A gente passou por uma recessão e desde então a gente vem numa retomada muito lenta do nosso crescimento. E, agora, ainda tem um impacto negativo expressivo do corona. Se não tem demanda, os empresários não vão investir nem no médio prazo, porque ele investem quando têm perspectiva de lucro. Se os impactos negativos desaquecerem ainda mais essa demanda e, no médio prazo, os empresários não virem perspectiva de lucro, aí teremos uma retroalimentação desses efeitos.
É muito perigoso a gente não agir no curto prazo. Essas medidas que foram colocadas não vão ser suficientes, não são medidas expansionistas de fato, são medidas de realocação, não mexeriam na meta fiscal. A tendência é que piore a situação, tendo um impacto muito negativo no curto prazo e retroalimentando impactos negativos no médio prazo.
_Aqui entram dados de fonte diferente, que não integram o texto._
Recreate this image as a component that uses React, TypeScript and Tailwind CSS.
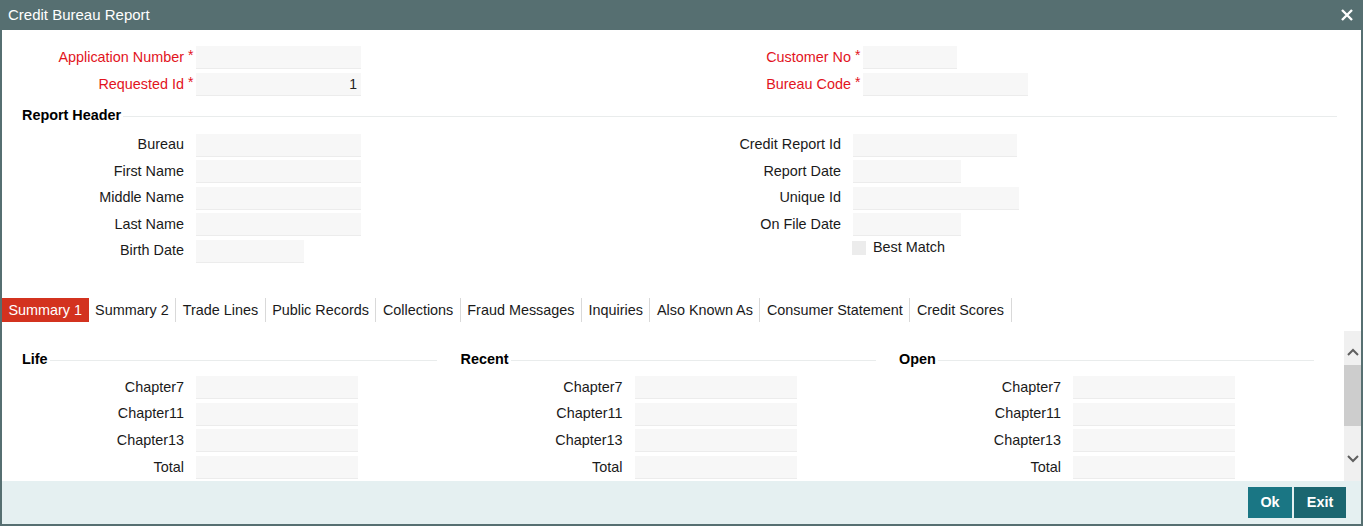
import React from "react";

const FONT = "font-['Liberation_Sans',Arial,sans-serif]";

function Input({ w, value }: { w: string; value?: string }) {
  return (
    <div
      className={`${w} h-[23px] bg-[#f7f7f7] border-b border-[#ececec] text-right pr-[4px] text-[14px] leading-[23px] text-[#222]`}
    >
      {value}
    </div>
  );
}

function Field({
  label,
  labelW,
  inputW,
  required,
  value,
  rowH = "h-[27px]",
}: {
  label: string;
  labelW: string;
  inputW: string;
  required?: boolean;
  value?: string;
  rowH?: string;
}) {
  return (
    <div className={`flex items-center ${rowH}`}>
      <div
        className={`${labelW} text-right text-[14.4px] whitespace-nowrap ${
          required ? "text-[#e2141d]" : "text-[#1a1a1a]"
        }`}
      >
        {label}
      </div>
      <div className="w-[12px] pl-[4px] text-[#e2141d] text-[14px] self-start pt-[1px]">
        {required ? "*" : ""}
      </div>
      <Input w={inputW} value={value} />
    </div>
  );
}

function SectionTitle({ title }: { title: string }) {
  return (
    <div className="flex items-center gap-[2px] h-[20px]">
      <span className="font-bold text-[14.4px] text-black">{title}</span>
      <div className="flex-1 h-px bg-[#e9ecec]" />
    </div>
  );
}

const tabs = [
  "Summary 1",
  "Summary 2",
  "Trade Lines",
  "Public Records",
  "Collections",
  "Fraud Messages",
  "Inquiries",
  "Also Known As",
  "Consumer Statement",
  "Credit Scores",
];

function Chevron({ up }: { up?: boolean }) {
  return (
    <svg width="12" height="8" viewBox="0 0 12 8">
      <path
        d={up ? "M1 7 L6 2 L11 7" : "M1 1 L6 6 L11 1"}
        fill="none"
        stroke="#5f5f5f"
        strokeWidth="2"
      />
    </svg>
  );
}

export default function App() {
  const summaryCols = ["Life", "Recent", "Open"];
  return (
    <div className={`w-[1363px] h-[526px] bg-[#566f71] flex flex-col ${FONT}`}>
      {/* title bar */}
      <div className="h-[30px] flex items-center justify-between pl-[8px] pr-[10px]">
        <span className="text-white text-[15px]">Credit Bureau Report</span>
        <svg width="12" height="12" viewBox="0 0 12 12">
          <path d="M1 1 L11 11 M11 1 L1 11" stroke="#fff" strokeWidth="2.4" />
        </svg>
      </div>

      <div className="flex-1 mx-[2px] mb-[2px] bg-white flex flex-col">
        {/* header form */}
        <div className="h-[268px] pt-[14px]">
          <div className="flex">
            <div className="w-[678px]">
              <Field label="Application Number" labelW="w-[182px]" inputW="w-[165px]" required />
              <Field label="Requested Id" labelW="w-[182px]" inputW="w-[165px]" required value="1" />
            </div>
            <div>
              <Field label="Customer No" labelW="w-[171px]" inputW="w-[94px]" required />
              <Field label="Bureau Code" labelW="w-[171px]" inputW="w-[165px]" required />
            </div>
          </div>

          <div className="pl-[20px] pr-[24px] pt-[8px] pb-[6px]">
            <SectionTitle title="Report Header" />
          </div>

          <div className="flex">
            <div className="w-[678px]">
              <Field label="Bureau" labelW="w-[182px]" inputW="w-[165px]" rowH="h-[26.5px]" />
              <Field label="First Name" labelW="w-[182px]" inputW="w-[165px]" rowH="h-[26.5px]" />
              <Field label="Middle Name" labelW="w-[182px]" inputW="w-[165px]" rowH="h-[26.5px]" />
              <Field label="Last Name" labelW="w-[182px]" inputW="w-[165px]" rowH="h-[26.5px]" />
              <Field label="Birth Date" labelW="w-[182px]" inputW="w-[108px]" rowH="h-[26.5px]" />
            </div>
            <div>
              <Field label="Credit Report Id" labelW="w-[161px]" inputW="w-[164px]" rowH="h-[26.5px]" />
              <Field label="Report Date" labelW="w-[161px]" inputW="w-[108px]" rowH="h-[26.5px]" />
              <Field label="Unique Id" labelW="w-[161px]" inputW="w-[166px]" rowH="h-[26.5px]" />
              <Field label="On File Date" labelW="w-[161px]" inputW="w-[108px]" rowH="h-[26.5px]" />
              <div className="flex items-center h-[20px] pl-[172px] gap-[7px]">
                <div className="w-[14px] h-[14px] bg-[#ececec]" />
                <span className="text-[14.4px] text-[#1a1a1a]">Best Match</span>
              </div>
            </div>
          </div>
        </div>

        {/* tabs */}
        <div className="flex h-[24px]">
          {tabs.map((t, i) => (
            <div
              key={t}
              className={`px-[6.5px] text-[14.4px] leading-[24px] whitespace-nowrap ${
                i === 0
                  ? "bg-[#d3321f] text-white"
                  : "text-[#1a1a1a] border-r border-[#d9d9d9]"
              }`}
            >
              {t}
            </div>
          ))}
        </div>

        {/* scroll area */}
        <div className="mt-[9px] h-[150px] flex">
          <div className="flex-1 overflow-hidden pl-[20px] pt-[19px]">
            <div className="flex gap-[23.5px]">
              {summaryCols.map((c) => (
                <div key={c} className="w-[415px]">
                  <SectionTitle title={c} />
                  <div className="pt-[4px]">
                    {["Chapter7", "Chapter11", "Chapter13", "Total"].map((l) => (
                      <Field
                        key={l}
                        label={l}
                        labelW="w-[162px]"
                        inputW="w-[162px]"
                        rowH="h-[26.8px]"
                      />
                    ))}
                  </div>
                </div>
              ))}
            </div>
          </div>
          <div className="w-[17px] bg-[#f0f0f0] flex flex-col">
            <div className="h-[34px] flex justify-center pt-[17px]">
              <Chevron up />
            </div>
            <div className="h-[61px] bg-[#cdcdcd]" />
            <div className="flex-1 flex justify-center pt-[29px]">
              <Chevron />
            </div>
          </div>
        </div>

        {/* footer */}
        <div className="flex-1 bg-[#e5f0f1] flex justify-end items-start pt-[6px] pr-[15px] gap-[2px]">
          <button className="w-[44px] h-[31px] bg-[#1a7684] text-white font-bold text-[14.4px]">
            Ok
          </button>
          <button className="w-[52px] h-[31px] bg-[#1b6670] text-white font-bold text-[14.4px]">
            Exit
          </button>
        </div>
      </div>
    </div>
  );
}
O que seria imprescindível, na minha opinião: o governo expandir seus gastos no curto prazo. Isso implica que o governo teria que mexer na meta fiscal, a gente teria que hoje aceitar um déficit maior, justamente para conseguir atenuar esses efeitos no curto prazo. Isso hoje não é tão problemático porque a gente está com taxa de juros baixas, os indicadores da dívida pública, a gente usa muito a relação dívida pública em relação ao PIB. Esse indicador apresentou aumento lá no período entre 2013 e 2016, mas desde então a gente teve uma estabilização desse crescimento da dívida pública, em relação ao PIB. Não vejo como um grande problema, hoje, no curto prazo, a gente ampliar o déficit para dar conta de enfrentar, de mitigar os efeitos dessa crise, justamente porque é uma crise que tende a afetar mais os mais pobres.